Of course, the commune’s stash didn’t have Truvada or Trizivir either, but they wouldn’t know what to do with anti-HIV drugs anyway. Except maybe baptize them, then burn them. Maybe. He couldn’t imagine Danny being violent; the youth counselor would probably sing songs and assign homework. Actually, none of the survivors were particularly violent…yet. But they did make unnecessary assumptions.
He hadn’t contacted HIV from unsafe sex, gay or otherwise. He’d been unlucky with a blood transfusion after a skiing accident, had settled a for big malpractice payout.
Money changed the way people treated you though. It had certainly changed his relationship with Mike, who started maxing out credit cards, burning cash, convinced Harvey wouldn’t drop his baby over something as trivial as money. They were talking about getting married, what was a little money compared to love.
That’d been an ugly lesson for them both.
It'd be an ugly lesson for the commune, the day Harvey didn’t return. Either they survive the winter, or they don’t. Sucks for the kids. Danny and Laura too, but mostly the kids. Shame their caretakers were a bunch of right-wing nutjobs.
Something skitters near the children’s section. Harvey swears. He’ll be screwed if mice get into his stash. The pulsating, alien-like zombies are a problem, but starvation is a killer.
Armed with a bucket and gardening trowel, Harvey hunts the corners, behind shelving, to no avail. He’ll have to scavenge poison, traps, the next time he wins the lottery. Assuming he returns to the commune at all…the only things they had that he didn’t was clean well-water, solar-powered heating, and society. He’s never been comfortable in society.
He'd miss the heating once the blizzards came, but—
Color grabs his eye. He’s never looked through the kids’ section before. Aside from checking the dim spiderwebbed windows for gaps, monsters, he hadn’t looked at much of anything.
Harvey blinks a few times, pokes around. This can’t be right, not here.
There’s an LGBT section in the children’s area. Of course, they call it the rainbow area, not LGBTQ, but that’s just words. He never expected to find books on two mommys, pride, or Stonewall here. They really must’ve never come to the library…
He flips to the front of the Stonewall picture book. It’d been one raid of many, but it was the night history remembered. One of the few times so many different groups of people who couldn’t stand each other stood together as one, and made a difference.
There’s three ink-stamped check out dates, all in the last year. They still use ink stamps out here. He flips through all the books, looking for ripped out pages, graffiti, slurs. Then through the other books, the posters, any evidence to support his judgment.

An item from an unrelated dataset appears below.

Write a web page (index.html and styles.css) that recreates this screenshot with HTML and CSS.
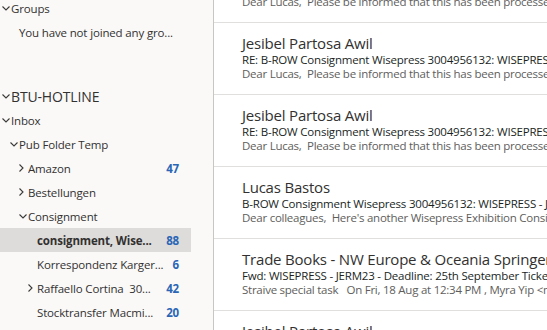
FILE: index.html
```html
<!DOCTYPE html>
<html lang="en">
<head>
    <meta charset="UTF-8">
    <meta name="viewport" content="width=device-width, initial-scale=1.0">
    <title>Mail</title>
    <link rel="stylesheet" href="styles.css">
</head>
<body>
    <div class="app">
        <!-- Folder pane -->
        <nav class="folders">
            <div class="folder lvl0"><span class="chev"><svg width="8" height="5" viewBox="0 0 8 5"><path d="M0.5 0.5 L4 4 L7.5 0.5" /></svg></span><span class="name">Groups</span></div>
            <div class="folder note">You have not joined any gro...</div>
            <div class="spacer"></div>
            <div class="folder account lvl0"><span class="chev"><svg width="8" height="5" viewBox="0 0 8 5"><path d="M0.5 0.5 L4 4 L7.5 0.5" /></svg></span><span class="name">BTU-HOTLINE</span></div>
            <div class="folder lvl0"><span class="chev"><svg width="8" height="5" viewBox="0 0 8 5"><path d="M0.5 0.5 L4 4 L7.5 0.5" /></svg></span><span class="name">Inbox</span></div>
            <div class="folder lvl1"><span class="chev"><svg width="8" height="5" viewBox="0 0 8 5"><path d="M0.5 0.5 L4 4 L7.5 0.5" /></svg></span><span class="name">Pub Folder Temp</span></div>
            <div class="folder lvl2"><span class="chev"><svg width="5" height="8" viewBox="0 0 5 8"><path d="M0.5 0.5 L4 4 L0.5 7.5" /></svg></span><span class="name">Amazon</span><span class="count">47</span></div>
            <div class="folder lvl2"><span class="chev"><svg width="5" height="8" viewBox="0 0 5 8"><path d="M0.5 0.5 L4 4 L0.5 7.5" /></svg></span><span class="name">Bestellungen</span></div>
            <div class="folder lvl2"><span class="chev"><svg width="8" height="5" viewBox="0 0 8 5"><path d="M0.5 0.5 L4 4 L7.5 0.5" /></svg></span><span class="name">Consignment</span></div>
            <div class="folder lvl3 selected"><span class="chev"></span><span class="name">consignment, Wise...</span><span class="count">88</span></div>
            <div class="folder lvl3"><span class="chev"></span><span class="name">Korrespondenz Karger...</span><span class="count">6</span></div>
            <div class="folder lvl3"><span class="chev"><svg width="5" height="8" viewBox="0 0 5 8"><path d="M0.5 0.5 L4 4 L0.5 7.5" /></svg></span><span class="name">Raffaello Cortina&nbsp; 30...</span><span class="count">42</span></div>
            <div class="folder lvl3"><span class="chev"></span><span class="name">Stocktransfer Macmi...</span><span class="count">20</span></div>
        </nav>

        <!-- Message list -->
        <main class="messages">
            <div class="message">
                <div class="sender">Jesibel Partosa Awil</div>
                <div class="subject">RE: B-ROW Consignment Wisepress 3004956132: WISEPRESS - JERM23</div>
                <div class="preview">Dear Lucas,  Please be informed that this has been processed.</div>
            </div>
            <div class="message">
                <div class="sender">Jesibel Partosa Awil</div>
                <div class="subject">RE: B-ROW Consignment Wisepress 3004956132: WISEPRESS - JERM23</div>
                <div class="preview">Dear Lucas,  Please be informed that this has been processed.</div>
            </div>
            <div class="message">
                <div class="sender">Jesibel Partosa Awil</div>
                <div class="subject">RE: B-ROW Consignment Wisepress 3004956132: WISEPRESS - JERM23</div>
                <div class="preview">Dear Lucas,  Please be informed that this has been processed.</div>
            </div>
            <div class="message">
                <div class="sender">Lucas Bastos</div>
                <div class="subject">B-ROW Consignment Wisepress 3004956132: WISEPRESS - JERM23</div>
                <div class="preview">Dear colleagues,  Here's another Wisepress Exhibition Consignment</div>
            </div>
            <div class="message">
                <div class="sender">Trade Books - NW Europe &amp; Oceania Springer Nature</div>
                <div class="subject">Fwd: WISEPRESS - JERM23 - Deadline: 25th September Ticket</div>
                <div class="preview">Straive special task   On Fri, 18 Aug at 12:34 PM , Myra Yip &lt;myra.yip@straive.com&gt;</div>
            </div>
            <div class="message">
                <div class="sender">Jesibel Partosa Awil</div>
                <div class="subject">RE: B-ROW Consignment Wisepress 3004956132: WISEPRESS - JERM23</div>
                <div class="preview">Dear Lucas,  Please be informed that this has been processed.</div>
            </div>
        </main>
    </div>
</body>
</html>
```

FILE: styles.css
```css
/* General Styles */
body {
    margin: 0;
    padding: 0;
    font-family: 'Open Sans', 'Noto Sans', sans-serif;
    background-color: #fff;
    color: #323130;
    overflow: hidden;
}

.app {
    display: flex;
    height: 330px;
    overflow: hidden;
}

/* Folder pane */
.folders {
    width: 214px;
    flex-shrink: 0;
    background-color: #faf9f8;
    border-right: 1px solid #c8c6c4;
    padding-right: 22px;
    box-sizing: border-box;
    margin-top: -4px;
}

.folder {
    display: flex;
    align-items: center;
    height: 24px;
    font-size: 11.5px;
    letter-spacing: -0.15px;
    white-space: nowrap;
    padding-right: 12px;
}

.folder .chev {
    width: 9px;
    display: flex;
    align-items: center;
    flex-shrink: 0;
}

.folder svg path {
    fill: none;
    stroke: #3b3a39;
    stroke-width: 1.1;
}

.folder .name {
    flex: 1;
    min-width: 0;
    overflow: hidden;
}

.folder .count {
    color: #2a66b5;
    font-weight: bold;
    margin-left: 6px;
}

.lvl0 { padding-left: 2px; }
.lvl1 { padding-left: 10px; }
.lvl2 { padding-left: 19px; }
.lvl3 { padding-left: 28px; }

.folder.note {
    padding-left: 19px;
}

.folder.account {
    font-size: 14px;
}

.folder.selected {
    background-color: #dedcdb;
}

.folder.selected .name {
    font-weight: bold;
}

.spacer {
    height: 40px;
}

/* Message list */
.messages {
    flex: 1;
    min-width: 0;
    overflow: hidden;
    margin-top: -49px;
}

.message {
    height: 61px;
    padding: 10px 0 0 28px;
    border-bottom: 1px solid #e1dfdd;
    overflow: hidden;
}

.sender,
.subject,
.preview {
    white-space: pre;
}

.sender {
    font-size: 15px;
    line-height: 20px;
    letter-spacing: -0.2px;
    color: #323130;
}

.subject {
    font-size: 11.5px;
    line-height: 14px;
    letter-spacing: -0.2px;
    color: #201f1e;
}

.preview {
    font-size: 11.5px;
    line-height: 14px;
    letter-spacing: -0.25px;
    color: #605e5c;
}
```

Harvey finally looks around, at the tiny colorful alcove, carefully curated. Whoever put this together was probably dead, as well as whoever checked out these books. Most of the residents probably didn’t know this place existed—didn’t they still go for conversion therapy out here?
He's usually a horrible judge of character.
Wasn’t that why he’d come here? That, and to ignore his empty apartment?
He slips a bottle of medicine in his pack, makes a second shopping trip to fill his pack up, before heading back to the commune.